AFFIRMATIVE DEFENSES
FIRST AFFIRMATIVE DEFENSE
The plaintiff was negligent and such negligence on the part of the plaintiff proximately caused or contributed to the accident and plaintiffs damages, if any, and such negligence on the part of the plaintiff comparatively was greater than the negligence of the defendants and plaintiff is therefore not entitled to recover herein.
SECOND AFFIRMATIVE DEFENSE
Plaintiff voluntarily assumed the risk of a known danger and is not entitled to recover herein.
THIRD AFFIRMATIVE DEFENSE
Defendant was confronted with a sudden emergency not brought about by defendants’ negligence and in reacting to that emergency defendants acted as reasonable and prudent persons would have acted under such circumstances.
FOURTH AFFIRMATIVE DEFENSE
Act of God.
FIFTH AFFIRMATIVE DEFENSE
Unavoidable accident, casualty and misfortune.
SIXTH AFFIRMATIVE DEFENSE
Third party negligence or responsibility.

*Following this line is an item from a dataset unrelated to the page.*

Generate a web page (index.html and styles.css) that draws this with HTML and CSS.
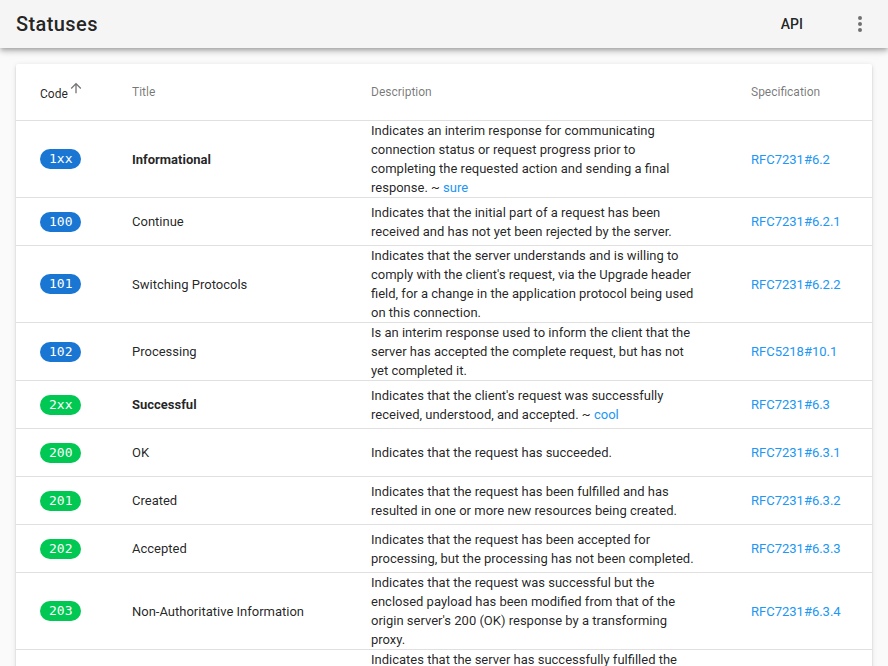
FILE: index.html
```html
<!DOCTYPE html>
<html lang="en">
<head>
<meta charset="utf-8">
<title>Statuses</title>
<link rel="stylesheet" href="styles.css">
</head>
<body>
<div class="app">
  <header class="toolbar">
    <div class="toolbar-title">Statuses</div>
    <div class="toolbar-spacer"></div>
    <button class="btn-flat">API</button>
    <button class="btn-icon" aria-label="More">
      <svg width="24" height="24" viewBox="0 0 24 24"><path fill="currentColor" d="M12,16A2,2 0 0,1 14,18A2,2 0 0,1 12,20A2,2 0 0,1 10,18A2,2 0 0,1 12,16M12,10A2,2 0 0,1 14,12A2,2 0 0,1 12,14A2,2 0 0,1 10,12A2,2 0 0,1 12,10M12,4A2,2 0 0,1 14,6A2,2 0 0,1 12,8A2,2 0 0,1 10,6A2,2 0 0,1 12,4Z"/></svg>
    </button>
  </header>
  <main class="content">
    <div class="card">
      <table class="table">
        <colgroup>
          <col class="col-code"><col class="col-title"><col class="col-desc"><col class="col-spec">
        </colgroup>
        <thead>
          <tr>
            <th class="active">Code<svg class="sort-icon" width="16" height="16" viewBox="0 0 24 24"><path fill="currentColor" d="M13,20H11V8L5.5,13.5L4.08,12.08L12,4.16L19.92,12.08L18.5,13.5L13,8V20Z"/></svg></th>
            <th>Title</th>
            <th>Description</th>
            <th>Specification</th>
          </tr>
        </thead>
        <tbody>
          <tr>
            <td><span class="badge info">1xx</span></td>
            <td class="strong">Informational</td>
            <td>Indicates an interim response for communicating connection status or request progress prior to completing the requested action and sending a final response. ~ <a href="#">sure</a></td>
            <td><a href="#">RFC7231#6.2</a></td>
          </tr>
          <tr>
            <td><span class="badge info">100</span></td>
            <td>Continue</td>
            <td>Indicates that the initial part of a request has been received and has not yet been rejected by the server.</td>
            <td><a href="#">RFC7231#6.2.1</a></td>
          </tr>
          <tr>
            <td><span class="badge info">101</span></td>
            <td>Switching Protocols</td>
            <td>Indicates that the server understands and is willing to comply with the client's request, via the Upgrade header field, for a change in the application protocol being used on this connection.</td>
            <td><a href="#">RFC7231#6.2.2</a></td>
          </tr>
          <tr>
            <td><span class="badge info">102</span></td>
            <td>Processing</td>
            <td>Is an interim response used to inform the client that the server has accepted the complete request, but has not yet completed it.</td>
            <td><a href="#">RFC5218#10.1</a></td>
          </tr>
          <tr>
            <td><span class="badge ok">2xx</span></td>
            <td class="strong">Successful</td>
            <td>Indicates that the client's request was successfully received, understood, and accepted. ~ <a href="#">cool</a></td>
            <td><a href="#">RFC7231#6.3</a></td>
          </tr>
          <tr>
            <td><span class="badge ok">200</span></td>
            <td>OK</td>
            <td>Indicates that the request has succeeded.</td>
            <td><a href="#">RFC7231#6.3.1</a></td>
          </tr>
          <tr>
            <td><span class="badge ok">201</span></td>
            <td>Created</td>
            <td>Indicates that the request has been fulfilled and has resulted in one or more new resources being created.</td>
            <td><a href="#">RFC7231#6.3.2</a></td>
          </tr>
          <tr>
            <td><span class="badge ok">202</span></td>
            <td>Accepted</td>
            <td>Indicates that the request has been accepted for processing, but the processing has not been completed.</td>
            <td><a href="#">RFC7231#6.3.3</a></td>
          </tr>
          <tr>
            <td><span class="badge ok">203</span></td>
            <td>Non-Authoritative Information</td>
            <td>Indicates that the request was successful but the enclosed payload has been modified from that of the origin server's 200 (OK) response by a transforming proxy.</td>
            <td><a href="#">RFC7231#6.3.4</a></td>
          </tr>
          <tr>
            <td><span class="badge ok">204</span></td>
            <td>No Content</td>
            <td>Indicates that the server has successfully fulfilled the request and that there is no additional content to send in the response payload body.</td>
            <td><a href="#">RFC7231#6.3.5</a></td>
          </tr>
        </tbody>
      </table>
    </div>
  </main>
</div>
</body>
</html>
```

FILE: styles.css
```css
html, body {
  margin: 0;
  padding: 0;
  height: 100%;
  overflow: hidden;
}
body {
  font-family: Roboto, "Liberation Sans", sans-serif;
  background: #fafafa;
  color: rgba(0, 0, 0, 0.87);
}
.app {
  display: flex;
  flex-direction: column;
  height: 666px;
}
.toolbar {
  position: relative;
  z-index: 2;
  flex: 0 0 48px;
  height: 48px;
  display: flex;
  align-items: center;
  padding: 0 4px 0 16px;
  background: #f5f5f5;
  box-shadow: 0 2px 4px -1px rgba(0,0,0,.2), 0 4px 5px 0 rgba(0,0,0,.14), 0 1px 10px 0 rgba(0,0,0,.12);
}
.toolbar-title {
  font-size: 20px;
  font-weight: 500;
  letter-spacing: 0.02em;
  color: rgba(0, 0, 0, 0.87);
}
.toolbar-spacer { flex: 1; }
.btn-flat {
  background: none;
  border: 0;
  font-family: inherit;
  font-size: 14px;
  font-weight: 500;
  color: rgba(0, 0, 0, 0.87);
  height: 36px;
  padding: 0 16px;
  margin-right: 17px;
}
.btn-icon {
  background: none;
  border: 0;
  width: 48px;
  height: 48px;
  padding: 0;
  display: flex;
  align-items: center;
  justify-content: center;
  color: rgba(0, 0, 0, 0.54);
}
.content {
  flex: 1;
  padding: 16px;
  overflow: hidden;
}
.card {
  background: #fff;
  border-radius: 2px;
  box-shadow: 0 3px 1px -2px rgba(0,0,0,.2), 0 2px 2px 0 rgba(0,0,0,.14), 0 1px 5px 0 rgba(0,0,0,.12);
}
.table {
  width: 100%;
  border-collapse: collapse;
  table-layout: fixed;
}
.col-code { width: 92px; }
.col-title { width: 239px; }
.col-desc { width: 380px; }
.col-spec { width: 145px; }
.table th {
  height: 56px;
  padding: 0 24px;
  text-align: left;
  font-size: 12px;
  font-weight: 400;
  color: rgba(0, 0, 0, 0.54);
  border-bottom: 1px solid rgba(0, 0, 0, 0.12);
  white-space: nowrap;
}
.table th.active { color: rgba(0, 0, 0, 0.87); }
.sort-icon {
  color: rgba(0, 0, 0, 0.54);
  vertical-align: -1px;
  position: relative;
  top: -3px;
  margin-left: 0;
}
.table td {
  height: 47px;
  padding: 0 24px;
  font-size: 13px;
  line-height: 19px;
  vertical-align: middle;
  border-bottom: 1px solid rgba(0, 0, 0, 0.12);
  color: rgba(0, 0, 0, 0.87);
}
.table td.strong { font-weight: 700; }
.table a {
  color: #2196f3;
  text-decoration: none;
}
.badge {
  display: inline-block;
  height: 20px;
  line-height: 20px;
  padding: 0 9px;
  border-radius: 10px;
  color: #fff;
  font-family: "DejaVu Sans Mono", "Liberation Mono", monospace;
  font-size: 13px;
  vertical-align: middle;
}
.badge.info { background: #1976d2; }
.badge.ok { background: #00c853; }
```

SEVENTH AFFIRMATIVE DEFENSE
Any condition existing on the premises was equally observable to plaintiff as it was to the defendants.
EIGHTH AFFIRMATIVE DEFENSE
Open and obvious.
NINTH AFFIRMATIVE DEFENSE
Defendants deny at the time of the incident the hay was under their exclusive control and management and further deny that this type of accident ordinarily does not occur in the absence of someone’s negligence.
TENTH AFFIRMATIVE DEFENSE
Plaintiff was a licensee. The duty to a licensee is to not injure him by a willful or wanton act or by needlessly exposing him to danger by a failure to warn of a hidden danger on the premises that is known to the occupant and that the licensee is not likely to discover by himself. This duty is limited to any hidden danger that the occupant actually knows about, and the occupant has no duty to inspect the premises for hidden dangers. The defendants did not have any prior knowledge of any hidden danger.
ELEVENTH AFFIRMATIVE DEFENSE
As discovery is beginning, defendants reserve the right to plead and prove additional Affirmative Defenses as warranted by the facts of this case.
Outcome: Come now the plaintiff, Jeffery Ensign, and his attorney of record, Julie E. Jansen, stating they have received full satisfaction of all their claims, and dismiss the above-styled and numbered cause with prejudice toward the bringing of any further action, each party to bear their own costs.